Who should use this tool
This calculator is ideal for startups, software companies, manufacturers, life sciences firms, contract engineering teams, and tax advisors who need a first-pass estimate. CFOs may use it for scenario analysis during quarterly forecasting. Controllers may use it to prioritize projects for deeper review. Founders may use it to understand whether hiring technical staff could generate tax value. Advisors may use it during discovery calls to determine whether a full R&D credit study is warranted.
Authoritative sources to review next
If you want to move from estimate to filing-ready analysis, start with the primary government resources. The IRS research credit overview and Form 6765 instructions explain how the federal credit is claimed and what computational framework applies. National science data from NSF can also help put your company’s innovation spending in context.

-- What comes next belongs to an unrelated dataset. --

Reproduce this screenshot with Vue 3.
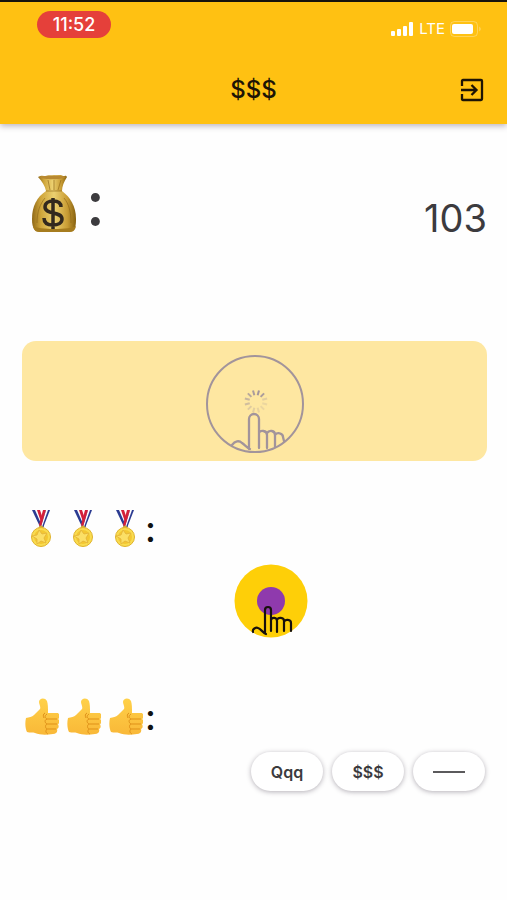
<script setup>
import { ref } from 'vue';

const time = '11:52';
const title = '$$$';
const balance = ref(103);
const chips = ref(['Qqq', '$$$', '—']);
const rays = [1, 0.9, 0.3, 0.2, 0.2, 0.25, 0.3, 0.35, 0.5, 0.6, 0.75, 0.9];

function tap() {
  balance.value++;
}
</script>

<template>
  <div class="screen">
    <header class="header">
      <div class="status">
        <span class="time">{{ time }}</span>
        <div class="signal">
          <svg width="23" height="14" viewBox="0 0 23 14" fill="#fff">
            <rect x="0" y="9" width="4" height="5" rx="1" />
            <rect x="6" y="7" width="4" height="7" rx="1" />
            <rect x="12" y="4" width="4" height="10" rx="1" />
            <rect x="18" y="0" width="4" height="14" rx="1" />
          </svg>
          <span>LTE</span>
          <svg width="32" height="16" viewBox="0 0 32 16">
            <rect x="0.5" y="0.5" width="27" height="15" rx="4" fill="none" stroke="#fff" stroke-opacity="0.3" />
            <rect x="2" y="3" width="21" height="10" rx="2" fill="#fff" />
            <path d="M29.5 5.5q2 2.500 0 5z" fill="#fff" fill-opacity="0.5" />
          </svg>
        </div>
      </div>
      <div class="bar">
        <h1>{{ title }}</h1>
        <button class="exit" type="button" aria-label="Exit">
          <svg width="24" height="24" viewBox="0 0 24 24" fill="none" stroke="#1d1405" stroke-width="2.300">
            <path d="M2 8V3q0-1 1-1h18q1 0 1 1v18q0 1-1 1H3q-1 0-1-1v-5M1 12h15M11.500 7l5 5-5 5" />
          </svg>
        </button>
      </div>
    </header>

    <main>
      <section class="balance">
        <div class="bag">
          <svg width="46" height="60" viewBox="0 0 46 60">
            <defs>
              <linearGradient id="bagFill" x1="0" x2="1" y1="0" y2="0">
                <stop offset="0" stop-color="#8f6817" />
                <stop offset="0.2" stop-color="#cfa53a" />
                <stop offset="0.5" stop-color="#ecd070" />
                <stop offset="0.8" stop-color="#c99d35" />
                <stop offset="1" stop-color="#86600f" />
              </linearGradient>
            </defs>
            <path d="M15 17C6 23 1 32 1 45c0 10 3 13 9 13h27c6 0 8-3 8-13 0-13-6-22-14-28z" fill="url(#bagFill)" />
            <path d="M2 52c1 5 3 6 8 6h27c5 0 7-1 8-6-5 4-38 4-43 0z" fill="#a67c1f" />
            <path d="M7 3c3-2 6-1 8-1 3-1 5 0 8-1 4 1 6-1 9 1 2 0 3-1 4 1-3 5-5 9-5 14H15C14 12 11 7 7 3z" fill="url(#bagFill)" />
            <path d="M8 3c5 3 22 3 27 0-7-2-20-2-27 0z" fill="#b88931" />
            <path d="M15 17h16M17 6l2 10M23 6v10M30 6l-3 10M14 24c-5 6-8 14-8 25M33 24c5 6 7 14 7 25" fill="none" stroke="#8b6315" stroke-width="1" opacity="0.6" />
            <path d="M30 33c0-4-3-6-8-6-4 0-8 2-8 6 0 8 17 4 17 12 0 4-4 6-9 6s-9-2-9-7M22 24v31" fill="none" stroke="#33291e" stroke-width="3.500" />
          </svg>
          <span class="colon">:</span>
        </div>
        <span class="amount">{{ balance }}</span>
      </section>

      <button class="tap" type="button" aria-label="Tap" @click="tap">
        <svg width="98" height="98" viewBox="0 0 98 98" fill="none" stroke="#a2949b" stroke-width="2">
          <circle cx="49" cy="49" r="48" />
          <path
            v-for="(opacity, i) in rays"
            :key="i"
            d="M50 35v5"
            :transform="`rotate(${i * 30 + 15} 50 46.500)`"
            :stroke-opacity="opacity"
          />
          <path
            d="M26 90c3-4 7-5 10-2 3 2 5 5 8 6M43 94V64a5 5 0 0 1 10 0v29M53 78c1-3 8-3 8 2v13M61 78c2-3 8-3 8 2v12M69 80c2-3 8-2 8 2l1 4"
            stroke-width="2.300"
            stroke-linecap="round"
          />
        </svg>
      </button>

      <section class="medals">
        <h2>
          <svg v-for="n in 3" :key="n" width="34" height="38" viewBox="0 0 34 38">
            <path d="M7 0h4l8 16-3 3z" fill="#2b3b91" />
            <path d="M10 0h3l6 14-2 2z" fill="#fff" />
            <path d="M12 0h3l4 12-2 3z" fill="#d3203b" />
            <path d="M25 0h-4l-6 16 3 2z" fill="#2b3b91" />
            <path d="M23 0h-2l-5 16 1 1z" fill="#fff" />
            <path d="M21 0h-3l-4 15 2 2z" fill="#d3203b" />
            <circle cx="16" cy="18" r="2" fill="#f4dc72" stroke="#c79b1b" />
            <circle cx="16" cy="27" r="9.500" fill="#f9dc50" stroke="#e0b32c" />
            <circle cx="16" cy="27" r="7" fill="#f3c732" />
            <path d="M14 20l3 4 5-1-3 5 2 5-5-2-4 3v-5l-5-3 5-1z" fill="#fbdf66" stroke="#e3b238" stroke-width="0.800" />
          </svg>
          <span class="colon">:</span>
        </h2>
        <div class="badge">
          <svg width="74" height="74" viewBox="0 0 74 74">
            <circle cx="37" cy="37" r="36.500" fill="#fecf08" />
            <circle cx="37" cy="37" r="14" fill="#8f3aad" />
            <path
              d="M19 68c-1-3 3-5 5-4 3 1 4 4 8 6M31 69V46a3 3 0 0 1 6 0v21M37 56c1-3 6-3 6 1v11M43 56c1-3 7-3 7 1v10M50 58c1-3 7-3 7 1v8"
              fill="none"
              stroke="#17100c"
              stroke-width="2.200"
              stroke-linecap="round"
            />
          </svg>
        </div>
      </section>

      <section class="likes">
        <h2>
          <svg v-for="n in 3" :key="n" width="34" height="38" viewBox="0 0 34 38">
            <defs>
              <linearGradient id="thumbFill" x1="0" x2="0" y1="0" y2="1">
                <stop offset="0" stop-color="#ffd149" />
                <stop offset="1" stop-color="#f9b838" />
              </linearGradient>
            </defs>
            <path
              d="M1 20c3-1 6-1 8-3l6-6c1-2-1-5-1-7 0-4 6-5 8-1 1 3 1 7 1 12h9c3 0 3 5 1 6 2 1 2 4 0 5 1 2 1 4-1 5 1 3-1 5-4 5-7 1-13 1-18-1-2-1-5 0-8-1-2-4-2-10-1-14z"
              fill="url(#thumbFill)"
            />
            <path d="M20 15c-2 1-2 3-1 5M32 21H22M32 26H22M31 31h-9M22 16c-3 2-2 4 0 5-3 1-2 4 0 5-2 1-2 4 0 5-2 2-1 4 1 5" fill="none" stroke="#df9119" stroke-width="1" />
          </svg>
          <span class="colon">:</span>
        </h2>
        <div class="chips">
          <button v-for="(chip, i) in chips" :key="i" class="chip" type="button">
            <span v-if="chip !== '—'">{{ chip }}</span>
            <span v-else class="dash" aria-label="—"></span>
          </button>
        </div>
      </section>
    </main>
  </div>
</template>

<style>
body {
  margin: 0;
  background: #fefefe;
}
</style>

<style scoped>
.screen {
  font-family: Inter, "Liberation Sans", sans-serif;
  color: #3c3b3e;
}

button {
  font: inherit;
  color: inherit;
  border: 0;
  padding: 0;
  cursor: pointer;
}

svg {
  display: block;
  flex: none;
}

.header {
  background: #ffc112;
  border-top: 2px solid #17130c;
  box-shadow: 0 2px 6px rgba(60, 40, 70, 0.35);
}

.status {
  display: flex;
  justify-content: space-between;
  align-items: flex-start;
  padding: 9px 25px 0 37px;
}

.time {
  width: 74px;
  border-radius: 14px;
  background: #e5403a;
  color: #fff;
  font-size: 18px;
  font-weight: 500;
  line-height: 27px;
  text-align: center;
}

.signal {
  display: flex;
  align-items: center;
  gap: 5px;
  padding-top: 9px;
  color: #fff;
  font-size: 15px;
  line-height: 18px;
}

.bar {
  display: grid;
  grid-template-columns: 1fr auto 1fr;
  align-items: center;
  padding: 36px 23px 19px;
}

h1 {
  grid-column: 2;
  margin: 0;
  color: #1d1405;
  font-size: 24px;
  font-weight: 500;
  line-height: 31px;
}

.exit {
  justify-self: end;
  background: none;
}

main {
  padding: 50px 20px 40px 22px;
}

.balance {
  display: flex;
  justify-content: space-between;
  align-items: flex-start;
}

.bag {
  display: flex;
  align-items: center;
  gap: 9px;
  padding-left: 9px;
}

.bag .colon {
  font-size: 62px;
  font-weight: 500;
  line-height: 60px;
}

.amount {
  padding-top: 20px;
  font-size: 38px;
  line-height: 48px;
}

.tap {
  display: flex;
  justify-content: center;
  width: 100%;
  margin-top: 99px;
  padding: 14px 0 8px;
  border-radius: 14px;
  background: #fee7a1;
}

h2 {
  display: flex;
  align-items: center;
  gap: 8px;
  margin: 0;
  padding-left: 3px;
  color: #111;
  font-size: 36px;
  font-weight: 500;
  line-height: 38px;
}

h2 .colon {
  margin-left: -6px;
}

.medals {
  margin-top: 49px;
}

.badge {
  display: flex;
  justify-content: center;
  margin-top: 16px;
  padding-left: 32px;
}

.likes {
  margin-top: 60px;
}

.chips {
  display: flex;
  justify-content: flex-end;
  gap: 9px;
  margin-top: 16px;
  padding-right: 2px;
}

.chip {
  display: flex;
  align-items: center;
  justify-content: center;
  width: 72px;
  height: 39px;
  border-radius: 20px;
  background: #fff;
  box-shadow: 0 1px 5px rgba(40, 30, 50, 0.35);
  font-size: 16px;
  font-weight: 600;
}

.dash {
  width: 32px;
  height: 2px;
  background: #5b5a5c;
}
</style>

- IRS Research Credit guidance
- IRS Form 6765 information and instructions
- NSF NCSES business R&D statistics
Bottom line
A well-built federal RD calculator can help a business quickly estimate the value of the federal research and development tax credit, frame planning discussions, and identify whether payroll tax offset treatment may be worth exploring. The calculator on this page is intentionally simple enough for rapid use while still reflecting the core ASC mechanics that many companies rely on for first-pass modeling. For the most reliable outcome, combine the estimate with careful project documentation and professional tax review. That approach turns a basic calculation into a more defensible, decision-useful tax planning process.